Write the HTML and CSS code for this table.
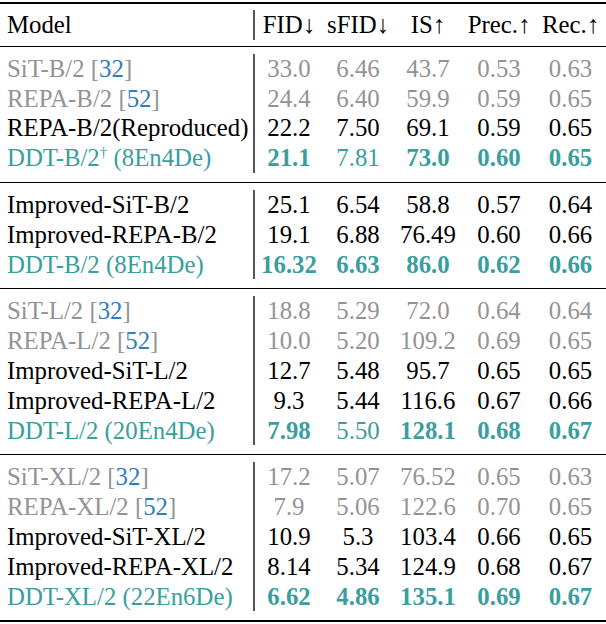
FILE: index.html
```html
<!DOCTYPE html>
<html>
<head>
<meta charset="utf-8">
<link rel="stylesheet" href="styles.css">
</head>
<body>
<div class="table">
  <div class="section head">
    <div class="row">
      <div class="name">Model</div><div>FID↓</div><div>sFID↓</div><div>IS↑</div><div>Prec.↑</div><div>Rec.↑</div>
    </div>
  </div>
  <div class="section">
    <div class="row gray"><div class="name">SiT-B/2 [<span class="cite">32</span>]</div><div>33.0</div><div>6.46</div><div>43.7</div><div>0.53</div><div>0.63</div></div>
    <div class="row gray"><div class="name">REPA-B/2 [<span class="cite">52</span>]</div><div>24.4</div><div>6.40</div><div>59.9</div><div>0.59</div><div>0.65</div></div>
    <div class="row"><div class="name">REPA-B/2(Reproduced)</div><div>22.2</div><div>7.50</div><div>69.1</div><div>0.59</div><div>0.65</div></div>
    <div class="row teal"><div class="name">DDT-B/2<sup>†</sup> (8En4De)</div><div class="b">21.1</div><div>7.81</div><div class="b">73.0</div><div class="b">0.60</div><div class="b">0.65</div></div>
  </div>
  <div class="section">
    <div class="row"><div class="name">Improved-SiT-B/2</div><div>25.1</div><div>6.54</div><div>58.8</div><div>0.57</div><div>0.64</div></div>
    <div class="row"><div class="name">Improved-REPA-B/2</div><div>19.1</div><div>6.88</div><div>76.49</div><div>0.60</div><div>0.66</div></div>
    <div class="row teal"><div class="name">DDT-B/2 (8En4De)</div><div class="b">16.32</div><div class="b">6.63</div><div class="b">86.0</div><div class="b">0.62</div><div class="b">0.66</div></div>
  </div>
  <div class="section">
    <div class="row gray"><div class="name">SiT-L/2 [<span class="cite">32</span>]</div><div>18.8</div><div>5.29</div><div>72.0</div><div>0.64</div><div>0.64</div></div>
    <div class="row gray"><div class="name">REPA-L/2 [<span class="cite">52</span>]</div><div>10.0</div><div>5.20</div><div>109.2</div><div>0.69</div><div>0.65</div></div>
    <div class="row"><div class="name">Improved-SiT-L/2</div><div>12.7</div><div>5.48</div><div>95.7</div><div>0.65</div><div>0.65</div></div>
    <div class="row"><div class="name">Improved-REPA-L/2</div><div>9.3</div><div>5.44</div><div>116.6</div><div>0.67</div><div>0.66</div></div>
    <div class="row teal"><div class="name">DDT-L/2 (20En4De)</div><div class="b">7.98</div><div>5.50</div><div class="b">128.1</div><div class="b">0.68</div><div class="b">0.67</div></div>
  </div>
  <div class="section">
    <div class="row gray"><div class="name">SiT-XL/2 [<span class="cite">32</span>]</div><div>17.2</div><div>5.07</div><div>76.52</div><div>0.65</div><div>0.63</div></div>
    <div class="row gray"><div class="name">REPA-XL/2 [<span class="cite">52</span>]</div><div>7.9</div><div>5.06</div><div>122.6</div><div>0.70</div><div>0.65</div></div>
    <div class="row"><div class="name">Improved-SiT-XL/2</div><div>10.9</div><div>5.3</div><div>103.4</div><div>0.66</div><div>0.65</div></div>
    <div class="row"><div class="name">Improved-REPA-XL/2</div><div>8.14</div><div>5.34</div><div>124.9</div><div>0.68</div><div>0.67</div></div>
    <div class="row teal"><div class="name">DDT-XL/2 (22En6De)</div><div class="b">6.62</div><div class="b">4.86</div><div class="b">135.1</div><div class="b">0.69</div><div class="b">0.67</div></div>
  </div>
</div>
</body>
</html>
```

FILE: styles.css
```css
body {
  margin: 0;
  background: #ffffff;
  font-family: "Liberation Serif", Tinos, "Times New Roman", serif;
  font-size: 24.8px;
  color: #000000;
}

.table {
  width: 606px;
  margin-top: 2px;
  border-top: 2px solid #000000;
  border-bottom: 2px solid #000000;
}

.section {
  padding: 7px 0 9px;
  border-top: 1px solid #000000;
}

.section.head {
  padding: 6px 0 6px;
  border-top: none;
}

.row {
  display: grid;
  grid-template-columns: 255px 68px 70px 70px 72px 71px;
  line-height: 29.8px;
  text-align: center;
  white-space: nowrap;
}

.row .name {
  text-align: left;
  padding-left: 7px;
  border-right: 2px solid #555555;
}

.gray {
  color: #939393;
}

.teal {
  color: #3a9e9e;
}

.cite {
  color: #2f7dc0;
}

.b {
  font-weight: bold;
}

sup {
  font-size: 15px;
  line-height: 0;
  vertical-align: 9px;
}
```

### Task objective
Omit every picture, then repeat the remaining data exactly as it appears above.

### Output for this exercise
Write the HTML and CSS code for this table.
FILE: index.html
```html
<!DOCTYPE html>
<html>
<head>
<meta charset="utf-8">
<link rel="stylesheet" href="styles.css">
</head>
<body>
<div class="table">
  <div class="section head">
    <div class="row">
      <div class="name">Model</div><div>FID↓</div><div>sFID↓</div><div>IS↑</div><div>Prec.↑</div><div>Rec.↑</div>
    </div>
  </div>
  <div class="section">
    <div class="row gray"><div class="name">SiT-B/2 [<span class="cite">32</span>]</div><div>33.0</div><div>6.46</div><div>43.7</div><div>0.53</div><div>0.63</div></div>
    <div class="row gray"><div class="name">REPA-B/2 [<span class="cite">52</span>]</div><div>24.4</div><div>6.40</div><div>59.9</div><div>0.59</div><div>0.65</div></div>
    <div class="row"><div class="name">REPA-B/2(Reproduced)</div><div>22.2</div><div>7.50</div><div>69.1</div><div>0.59</div><div>0.65</div></div>
    <div class="row teal"><div class="name">DDT-B/2<sup>†</sup> (8En4De)</div><div class="b">21.1</div><div>7.81</div><div class="b">73.0</div><div class="b">0.60</div><div class="b">0.65</div></div>
  </div>
  <div class="section">
    <div class="row"><div class="name">Improved-SiT-B/2</div><div>25.1</div><div>6.54</div><div>58.8</div><div>0.57</div><div>0.64</div></div>
    <div class="row"><div class="name">Improved-REPA-B/2</div><div>19.1</div><div>6.88</div><div>76.49</div><div>0.60</div><div>0.66</div></div>
    <div class="row teal"><div class="name">DDT-B/2 (8En4De)</div><div class="b">16.32</div><div class="b">6.63</div><div class="b">86.0</div><div class="b">0.62</div><div class="b">0.66</div></div>
  </div>
  <div class="section">
    <div class="row gray"><div class="name">SiT-L/2 [<span class="cite">32</span>]</div><div>18.8</div><div>5.29</div><div>72.0</div><div>0.64</div><div>0.64</div></div>
    <div class="row gray"><div class="name">REPA-L/2 [<span class="cite">52</span>]</div><div>10.0</div><div>5.20</div><div>109.2</div><div>0.69</div><div>0.65</div></div>
    <div class="row"><div class="name">Improved-SiT-L/2</div><div>12.7</div><div>5.48</div><div>95.7</div><div>0.65</div><div>0.65</div></div>
    <div class="row"><div class="name">Improved-REPA-L/2</div><div>9.3</div><div>5.44</div><div>116.6</div><div>0.67</div><div>0.66</div></div>
    <div class="row teal"><div class="name">DDT-L/2 (20En4De)</div><div class="b">7.98</div><div>5.50</div><div class="b">128.1</div><div class="b">0.68</div><div class="b">0.67</div></div>
  </div>
  <div class="section">
    <div class="row gray"><div class="name">SiT-XL/2 [<span class="cite">32</span>]</div><div>17.2</div><div>5.07</div><div>76.52</div><div>0.65</div><div>0.63</div></div>
    <div class="row gray"><div class="name">REPA-XL/2 [<span class="cite">52</span>]</div><div>7.9</div><div>5.06</div><div>122.6</div><div>0.70</div><div>0.65</div></div>
    <div class="row"><div class="name">Improved-SiT-XL/2</div><div>10.9</div><div>5.3</div><div>103.4</div><div>0.66</div><div>0.65</div></div>
    <div class="row"><div class="name">Improved-REPA-XL/2</div><div>8.14</div><div>5.34</div><div>124.9</div><div>0.68</div><div>0.67</div></div>
    <div class="row teal"><div class="name">DDT-XL/2 (22En6De)</div><div class="b">6.62</div><div class="b">4.86</div><div class="b">135.1</div><div class="b">0.69</div><div class="b">0.67</div></div>
  </div>
</div>
</body>
</html>
```

FILE: styles.css
```css
body {
  margin: 0;
  background: #ffffff;
  font-family: "Liberation Serif", Tinos, "Times New Roman", serif;
  font-size: 24.8px;
  color: #000000;
}

.table {
  width: 606px;
  margin-top: 2px;
  border-top: 2px solid #000000;
  border-bottom: 2px solid #000000;
}

.section {
  padding: 7px 0 9px;
  border-top: 1px solid #000000;
}

.section.head {
  padding: 6px 0 6px;
  border-top: none;
}

.row {
  display: grid;
  grid-template-columns: 255px 68px 70px 70px 72px 71px;
  line-height: 29.8px;
  text-align: center;
  white-space: nowrap;
}

.row .name {
  text-align: left;
  padding-left: 7px;
  border-right: 2px solid #555555;
}

.gray {
  color: #939393;
}

.teal {
  color: #3a9e9e;
}

.cite {
  color: #2f7dc0;
}

.b {
  font-weight: bold;
}

sup {
  font-size: 15px;
  line-height: 0;
  vertical-align: 9px;
}
```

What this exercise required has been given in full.